O mpox é um dos que merecem atenção. A Organização Mundial da Saúde (OMS) ressaltou que o atual surto da doença é considerado uma emergência de saúde pública de importância internacional, mas não “uma nova Covid”, porque as “autoridades sabem claramente como controlar sua disseminação”. Começa a se espalhar, porém, uma cepa do vírus MPXV que, aparentemente, é mais transmissível e perigosa, devido a danos no pulmão, intestino e fígado de infectados. Cientistas da Austrália calculam que a chamada 1B seja até 10 vezes mais letal que a clado 2, responsável pela emergência de saúde decretada pela agência da ONU em 2022.
O Ministério da Saúde instalou um comitê de emergência, na semana passada, para reforçar a vigilância epidemiológica em nível nacional – são 709 casos confirmados ou prováveis da doença neste ano e mais de 10 mil só em 2022 – e anunciou que negocia a compra de 25 mil doses de vacina.
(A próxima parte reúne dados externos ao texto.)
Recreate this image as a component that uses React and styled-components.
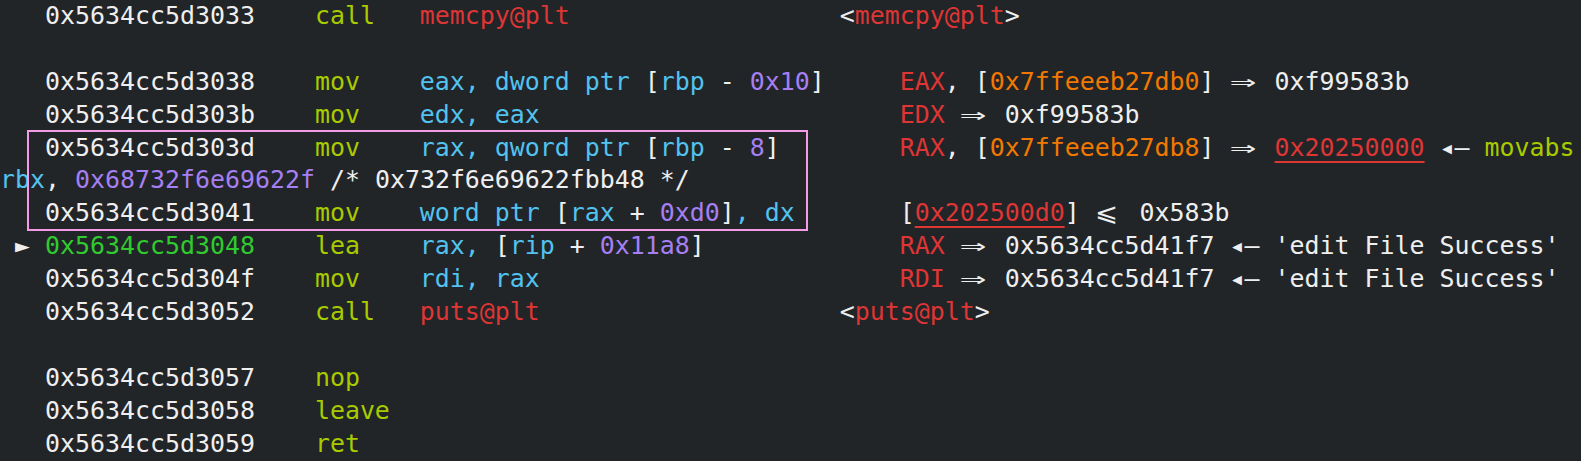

Ambas as medidas fazem parte da lista de recomendações da OMS neste novo surto de mpox.
Espera-se postura semelhante no enfrentamento a uma nova variante do HIV que, até o momento, pode ser apenas um problema nacional. Na última sexta-feira, pesquisadores da Universidade Federal da Bahia (Ufba) e da Fundação Oswaldo Cruz (Fiocruz) divulgaram a identificação do micro-organismo em amostras de sangue de pessoas soropositivas do Rio Grande do Sul, Rio de Janeiro e Bahia. Segundo os cientistas, trata-se de uma mistura genética de dois tipos de HIV amplamente difundidos no Brasil que pode ter surgido em um indivíduo e já está presente em, pelo menos, três estados. Não há evidências de que o tratamento atual precisa ser adaptado, mas o grupo enfatiza que é necessário manter os esforços para investigar a variante.
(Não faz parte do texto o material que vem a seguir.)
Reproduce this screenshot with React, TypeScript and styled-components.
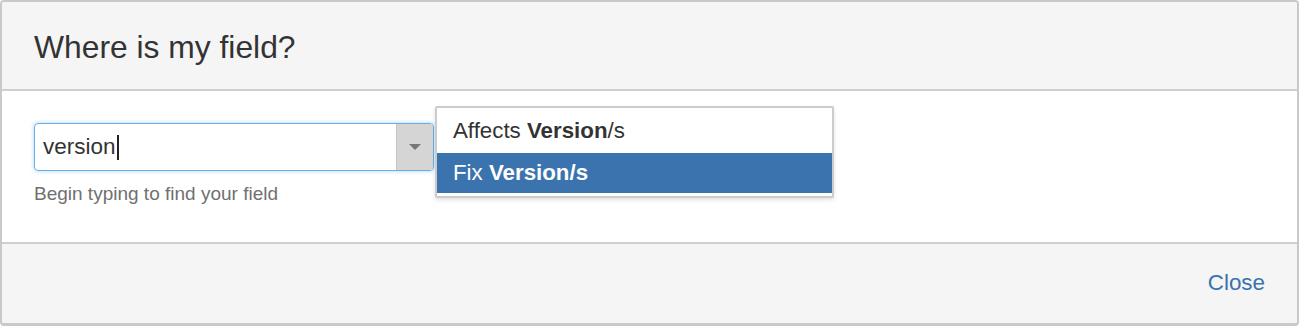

Isso em meio a uma avalanche de doenças respiratórias – os boletins epidemiológicos semanais da Fiocruz têm indicado aumento de casos de síndrome respiratória aguda grave (SRAG) por vírus sincicial respiratório em crianças e adolescentes e por Covid-19 em idosos – e à proximidade de mais uma temporada de dengue. Vale lembrar que, neste primeiro semestre, o país contabilizou mais de 6,1 milhões de casos prováveis da doença e 4.250 mortes, batendo recordes sanitários.
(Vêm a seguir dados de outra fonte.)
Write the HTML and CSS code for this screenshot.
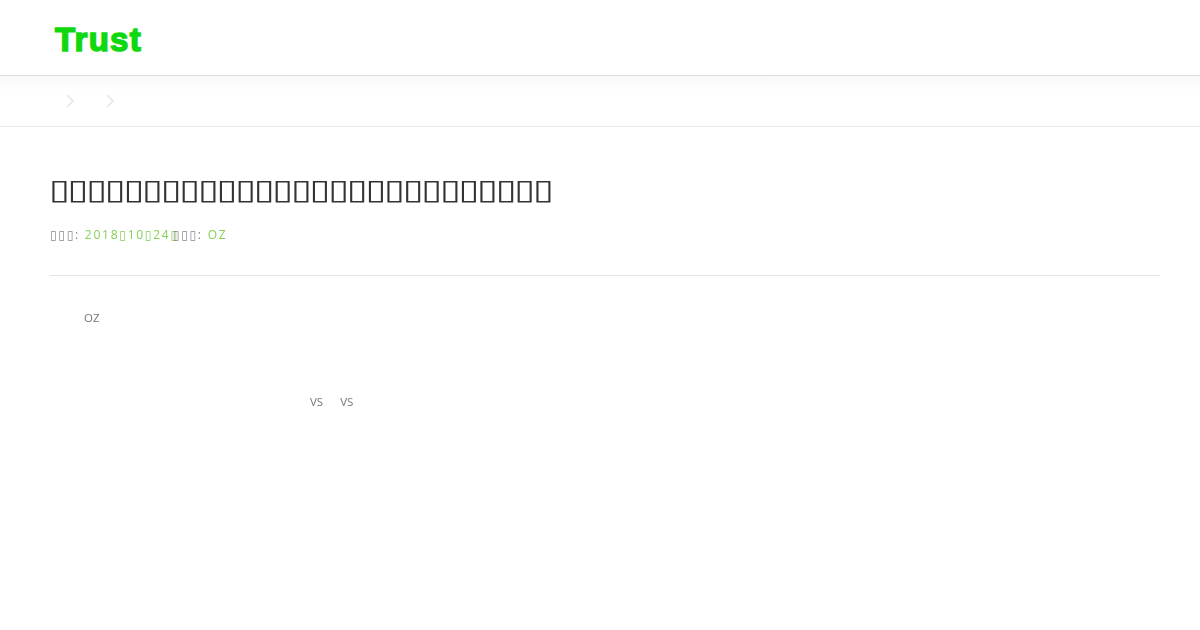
FILE: index.html
```html
<!DOCTYPE html>
<html lang="ja">
<head>
    <meta charset="UTF-8">
    <meta name="viewport" content="width=device-width, initial-scale=1.0">
    <title>Trust</title>
    <link rel="stylesheet" href="styles.css">
</head>
<body>

<!-- header -->
<header class="site-header">
    <a class="logo">Trust</a>
</header>

<!-- breadcrumb -->
<nav class="breadcrumb">
    <svg class="crumb-arrow" viewBox="0 0 10 14"><path d="M2 1l6 6-6 6"/></svg>
    <svg class="crumb-arrow" viewBox="0 0 10 14"><path d="M2 1l6 6-6 6"/></svg>
</nav>

<main class="content">
    <h1 class="post-title">▯▯▯▯▯▯▯▯▯▯▯▯▯▯▯▯▯▯▯▯▯▯▯▯▯▯▯</h1>
    <p class="post-meta">▯▯▯: <span class="meta-link meta-date">2018▯10▯24▯</span>▯▯▯: <span class="meta-link">OZ</span></p>
    <hr class="divider">
    <div class="post-body">
        <p class="line-author">OZ</p>
        <p class="line-vs"><span>VS</span><span>VS</span></p>
    </div>
</main>

</body>
</html>
```

FILE: styles.css
```css
body {
    margin: 0;
    height: 630px;
    overflow: hidden;
    background: #fff;
    font-family: "Open Sans", "DejaVu Sans", sans-serif;
    color: #666;
}

.site-header {
    height: 76px;
    padding: 3px 0 0 55px;
    display: flex;
    align-items: center;
    box-sizing: border-box;
    border-bottom: 1px solid #ddd;
    box-shadow: 0 1px 3px rgba(0, 0, 0, 0.06);
}

.logo {
    font-family: "Liberation Sans", sans-serif;
    font-weight: bold;
    font-size: 33px;
    letter-spacing: 1.25px;
    color: #0fd80f;
    -webkit-text-stroke: 1.5px #0fd80f;
    line-height: 1;
}

.breadcrumb {
    height: 51px;
    box-sizing: border-box;
    padding-left: 65px;
    display: flex;
    align-items: center;
    gap: 30px;
    border-bottom: 1px solid #e8e8e8;
    background: linear-gradient(#f8f8f8, #fff 16px);
}

.crumb-arrow {
    width: 10px;
    height: 14px;
    fill: none;
    stroke: #e6e6e6;
    stroke-width: 1.5;
}

.content {
    padding: 0 40px 0 50px;
    will-change: transform;
}

/* glyph is narrow, widen it to the box shape */
.post-title {
    width: fit-content;
    margin: 41px 0 0 -1px;
    font-size: 28px;
    font-weight: normal;
    line-height: 40px;
    letter-spacing: -1.62px;
    white-space: nowrap;
    color: #333;
    transform: scaleX(1.35);
    transform-origin: left;
}

.post-meta {
    margin: 17px 0 0;
    font-size: 12px;
    line-height: 20px;
    letter-spacing: 1.75px;
    color: #888;
}

.meta-link {
    color: #85cf55;
}

.meta-date {
    margin-right: -6px;
}

.divider {
    margin: 30px 0 0;
    border: 0;
    border-top: 1px solid #e5e5e5;
}

.post-body {
    font-size: 11.5px;
    color: #777;
}

.line-author {
    margin: 33px 0 0 34px;
    line-height: 18px;
}

.line-vs {
    margin: 66px 0 0 260px;
    line-height: 18px;
    display: flex;
    gap: 17px;
}
```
Os impactos das mudanças climáticas, a circulação de subtipos de vírus da dengue em populações imunologicamente desprotegidas e o descompromisso de gestores e cidadãos com as medidas preventivas estão entre os fatores que levaram à situação inédita. Todos eles também são imprescindíveis quando se elabora políticas que contribuam de fato para o bem-estar da população. É indiscutível que não se deve alimentar o terrorismo sanitário que ganhou força com a pandemia. Mas foi a própria Covid que nos ensinou, de forma dolorosa, que, em se tratando de saúde pública, custa muito caro remediar.